| DATA SEGMENT |
* * * * * * *

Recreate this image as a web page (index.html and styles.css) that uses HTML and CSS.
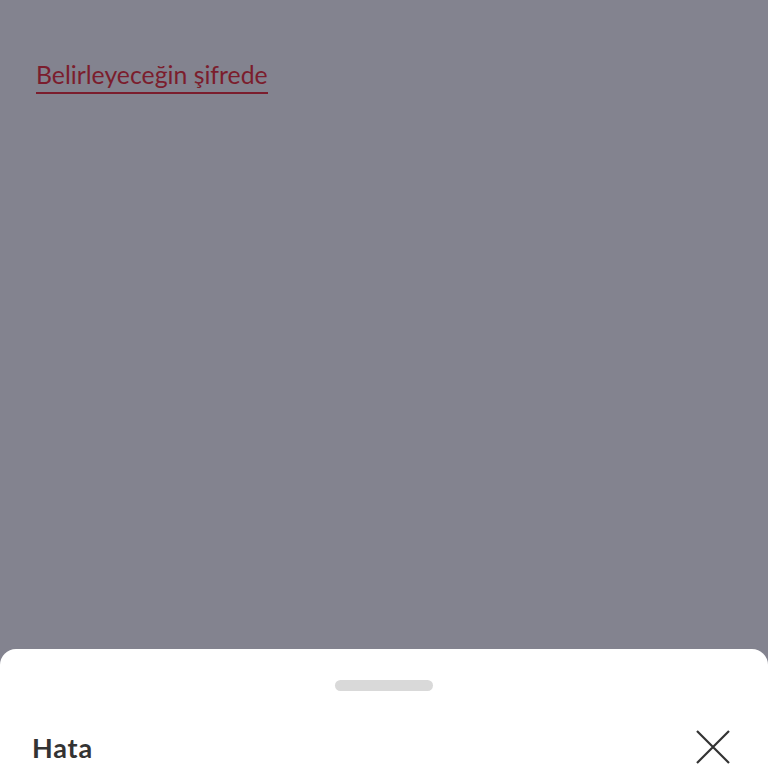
FILE: index.html
```html
<!DOCTYPE html>
<html lang="tr">
<head>
    <meta charset="UTF-8">
    <meta name="viewport" content="width=device-width, initial-scale=1.0">
    <title>Hata</title>
    <link rel="stylesheet" href="styles.css">
</head>
<body>
    <div class="page">
        <div class="content">
            <a class="link" href="#">Belirleyeceğin şifrede</a>
        </div>

        <div class="sheet">
            <div class="handle"></div>
            <div class="sheet-header">
                <h2 class="sheet-title">Hata</h2>
                <button class="close" aria-label="Kapat">
                    <svg width="34" height="34" viewBox="0 0 34 34">
                        <path d="M1 1 L33 33 M33 1 L1 33" stroke="#333" stroke-width="2.2" fill="none"/>
                    </svg>
                </button>
            </div>
        </div>
    </div>
</body>
</html>
```

FILE: styles.css
```css
body {
    margin: 0;
    padding: 0;
    font-family: Lato, 'Open Sans', sans-serif;
    background: #83838f;
}

.page {
    display: flex;
    flex-direction: column;
    height: 100vh;
    overflow: hidden;
}

.content {
    flex: 1;
    padding: 60px 36px 0;
}

.link {
    display: inline-block;
    color: #7b1d2d;
    font-size: 24.8px;
    text-decoration: none;
    border-bottom: 2px solid #7b1d2d;
    line-height: 30px;
    padding-bottom: 2px;
}

.sheet {
    background: white;
    border-radius: 16px 16px 0 0;
    height: 119px;
    padding: 0 32px;
    box-sizing: border-box;
}

.handle {
    width: 98px;
    height: 11px;
    background: #d9d9d9;
    border-radius: 6px;
    margin: 31px auto 0;
}

.sheet-header {
    display: flex;
    justify-content: space-between;
    align-items: center;
    margin-top: 39px;
}

.sheet-title {
    margin: 0;
    font-size: 27px;
    letter-spacing: 0.8px;
    font-weight: bold;
    color: #333;
}

.close {
    background: none;
    border: none;
    padding: 0;
    margin-right: 6px;
    display: flex;
    cursor: pointer;
}
```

* * * * * * *

| WHAT NEEDS TO BE DONE |
Say how many lines above contain the string "styles". Answer with the number only.

| WRITTEN RESPONSE |
3